This blog’s editor got off on a little bit of a roll this morning, but will ease off on pontification. 🙂
The challenge is setting off and managing a transition from the medieval mode in governance toward modern features.
Europe itself continues to support at least a dozen monarchies, and they would be no different as centers of power and sources of patronage than the Saudi Kingdom or the Islamic Republic of Iran were it not for the leveraging of power out of exclusive hands.
Much of the world contesting the authority of the west (basically: Russia vs NATO) has either to press forward with “political absolutism” or turn toward “classical liberalism”. In Moscow, Putin has chosen a feudal, neo-imperial course. In Riyadh, such a luminary as Prince Al-Waleed has found ways to blend — at least for himself and those to whom he extends patronage — the best of both worlds.
What Moscow, again using that proper noun to represent Putin, the “New Nobility” (FSB), and the Oligarchs, appears to want is greater chaos in the world to which it then may respond as a provider of greater stability!
Moscow plays a deeply manipulating script over and over and over.
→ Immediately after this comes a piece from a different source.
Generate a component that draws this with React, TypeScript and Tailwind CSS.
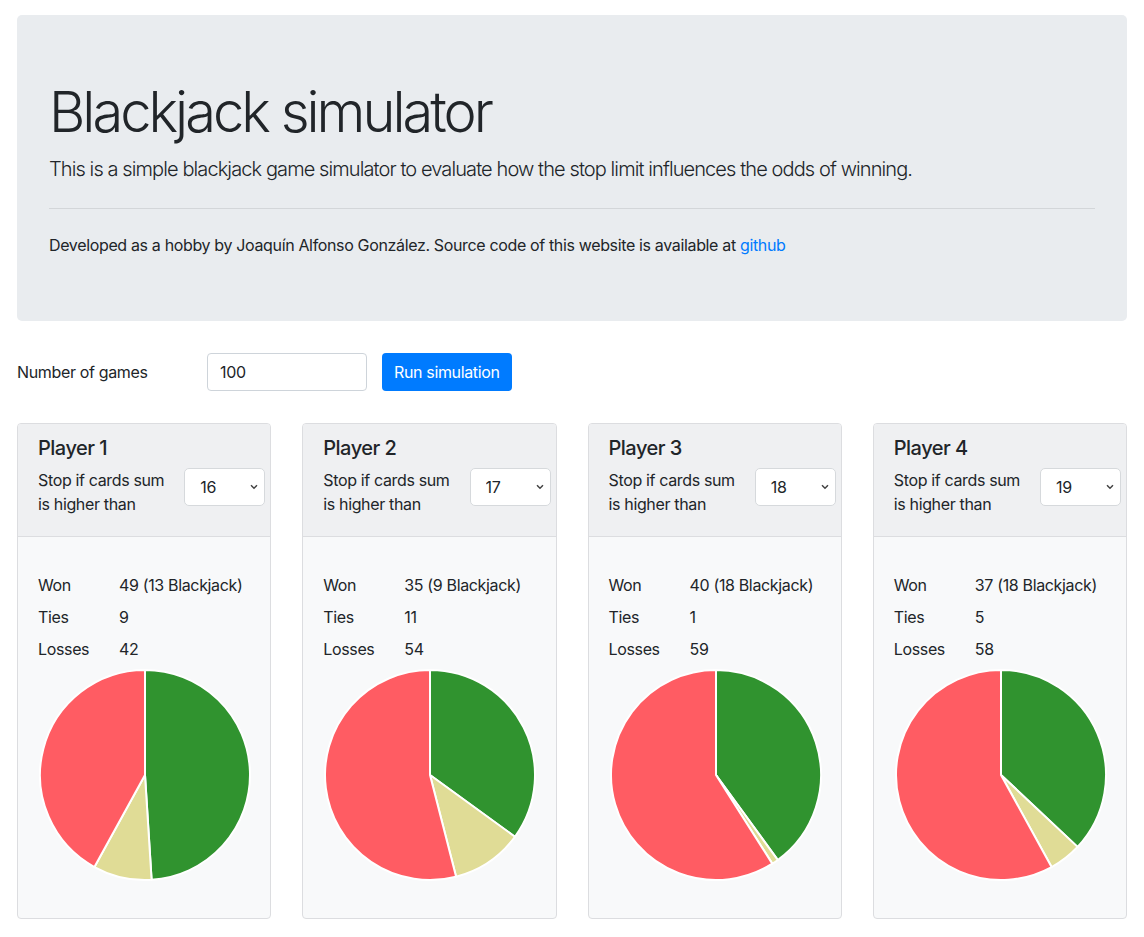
import { useState } from "react";

type Result = { won: number; blackjack: number; ties: number; losses: number };

const players: { name: string; limit: number; result: Result }[] = [
  { name: "Player 1", limit: 16, result: { won: 49, blackjack: 13, ties: 9, losses: 42 } },
  { name: "Player 2", limit: 17, result: { won: 35, blackjack: 9, ties: 11, losses: 54 } },
  { name: "Player 3", limit: 18, result: { won: 40, blackjack: 18, ties: 1, losses: 59 } },
  { name: "Player 4", limit: 19, result: { won: 37, blackjack: 18, ties: 5, losses: 58 } },
];

const limits = [12, 13, 14, 15, 16, 17, 18, 19, 20, 21];

// pie slice path, angles in fraction of the full turn starting at 12 o'clock
function slice(cx: number, cy: number, r: number, from: number, to: number) {
  const a0 = from * 2 * Math.PI;
  const a1 = to * 2 * Math.PI;
  const x0 = cx + r * Math.sin(a0);
  const y0 = cy - r * Math.cos(a0);
  const x1 = cx + r * Math.sin(a1);
  const y1 = cy - r * Math.cos(a1);
  const large = to - from > 0.5 ? 1 : 0;
  return `M ${cx} ${cy} L ${x0} ${y0} A ${r} ${r} 0 ${large} 1 ${x1} ${y1} Z`;
}

function Pie({ result }: { result: Result }) {
  const total = result.won + result.ties + result.losses;
  const parts = [
    { value: result.won, color: "#30932f" },
    { value: result.ties, color: "#e0dc96" },
    { value: result.losses, color: "#ff5c63" },
  ];
  let acc = 0;
  return (
    <svg width="214" height="214" viewBox="0 0 214 214" className="shrink-0">
      {parts.map((p, i) => {
        const from = acc / total;
        acc += p.value;
        const to = acc / total;
        return (
          <path
            key={i}
            d={slice(107, 107, 105, from, to)}
            fill={p.color}
            stroke="#ffffff"
            strokeWidth="2"
            strokeLinejoin="round"
          />
        );
      })}
    </svg>
  );
}

function PlayerCard({ name, limit, result }: { name: string; limit: number; result: Result }) {
  const [stop, setStop] = useState(limit);
  return (
    <div className="border border-[#dcdde0] rounded-[4px] overflow-hidden bg-[#f8f9fa]">
      <div className="bg-[#eff0f2] border-b border-[#dcdde0] pl-5 pr-[5px] pt-3 pb-5">
        <h5 className="text-[20px] leading-6 font-medium tracking-[-0.5px] mb-2">{name}</h5>
        <div className="flex items-start justify-between">
          <div className="text-base leading-6 w-[132px]">Stop if cards sum is higher than</div>
          <div className="relative w-[81px] h-[38px]">
            <select
              value={stop}
              onChange={(e) => setStop(Number(e.target.value))}
              className="appearance-none w-full h-full bg-white border border-[#d6d9dc] rounded-[5px] pl-[15px] text-base text-[#212529] outline-none"
            >
              {limits.map((l) => (
                <option key={l} value={l}>
                  {l}
                </option>
              ))}
            </select>
            <svg
              className="absolute right-[7px] top-[16px] pointer-events-none"
              width="8"
              height="6"
              viewBox="0 0 8 6"
            >
              <path d="M1 1.2 L4 4.2 L7 1.2" fill="none" stroke="#444" strokeWidth="1.5" />
            </svg>
          </div>
        </div>
      </div>
      <div className="pl-5 pt-9 pb-9">
        <div className="grid grid-cols-[81px_1fr] gap-y-2 text-base leading-6">
          <div>Won</div>
          <div>
            {result.won} ({result.blackjack} Blackjack)
          </div>
          <div>Ties</div>
          <div>{result.ties}</div>
          <div>Losses</div>
          <div>{result.losses}</div>
        </div>
        <div className="mt-[7px] flex">
          <Pie result={result} />
        </div>
      </div>
    </div>
  );
}

export default function App() {
  const [games, setGames] = useState("100");
  return (
    <div
      className="bg-white text-[#212529] px-[17px] pt-[15px] pb-4 min-h-screen tracking-[-0.35px]"
      style={{ fontFamily: "Inter, 'Liberation Sans', sans-serif" }}
    >
      <div className="bg-[#e9ecef] rounded-[5px] px-8 pt-16 pb-16">
        <h1 className="text-[56px] leading-[67px] font-light tracking-[-3px] mb-2">Blackjack simulator</h1>
        <p className="text-[20px] leading-[30px] font-light tracking-[-0.9px]">
          This is a simple blackjack game simulator to evaluate how the stop limit influences the odds of winning.
        </p>
        <hr className="my-6 border-0 border-t border-[#d3d6d9]" />
        <p className="text-base leading-6">
          Developed as a hobby by Joaquín Alfonso González. Source code of this website is available at{" "}
          <a href="#" className="text-[#007bff]">
            github
          </a>
        </p>
      </div>

      <div className="flex items-center mt-8">
        <label className="w-[190px] text-base">Number of games</label>
        <input
          value={games}
          onChange={(e) => setGames(e.target.value)}
          className="w-[160px] h-[38px] border border-[#ced4da] rounded-[4px] px-3 text-base outline-none bg-white"
        />
        <button className="ml-[15px] h-[38px] px-3 rounded-[4px] bg-[#007bff] text-white text-base">
          Run simulation
        </button>
      </div>

      <div className="grid grid-cols-4 gap-[31px] mt-8">
        {players.map((p) => (
          <PlayerCard key={p.name} name={p.name} limit={p.limit} result={p.result} />
        ))}
      </div>
    </div>
  );
}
Let’s try this Matryoshka doll method of nesting from the larger to the smaller:
Moscow vs NATO
Tehran vs Riyadh (Shiite vs Sunni Islam)
Damascus vs Split Proto-Democratic | Proto-islamist Forces
Hamas | Hezbollah vs Tel Aviv
From the big conflict-containing political doll down to the smallest:
Medieval Autocratic Power vs Modern Distributed Power
From my desktop experience and perspective, the principle as regards the architecture of the most notable “conflict set” — we should stop calling it “East vs West” at this point — doesn’t change.
Moscow appears to want a world of vast feudal estates managed by “strongmen”.
Washington may appreciate and produce wealth fit for kings, but its system prefers the presence of a meaningful electorate, then politicians, then the Chief Administrator we call a President, lesser administrators, and then appointed judges, all of its political machinery governed by a stable Constitution and a host of legal codes upheld from township to Federal region.
That’s the “different kind of war” seen from the BackChannels’ desktop. It has great stability — “Medieval Autocratic Power vs Modern Distributed Power” — but also some variance within (and the Rolling Stones have conquered only popular Cuba).
In that parenthesis is another conflict that involves the discrepancy between the rule of the strong (anywhere) and the popular will (anywhere). Although both Moscow and Washington — and all the others — support vast internal security campuses, the differences may be at least superficially marked (e.g., KGB/FSB vs FBI / CIA / U.S. Homeland Security) but with depth immediately beyond this blog’s interest, reach, and scope.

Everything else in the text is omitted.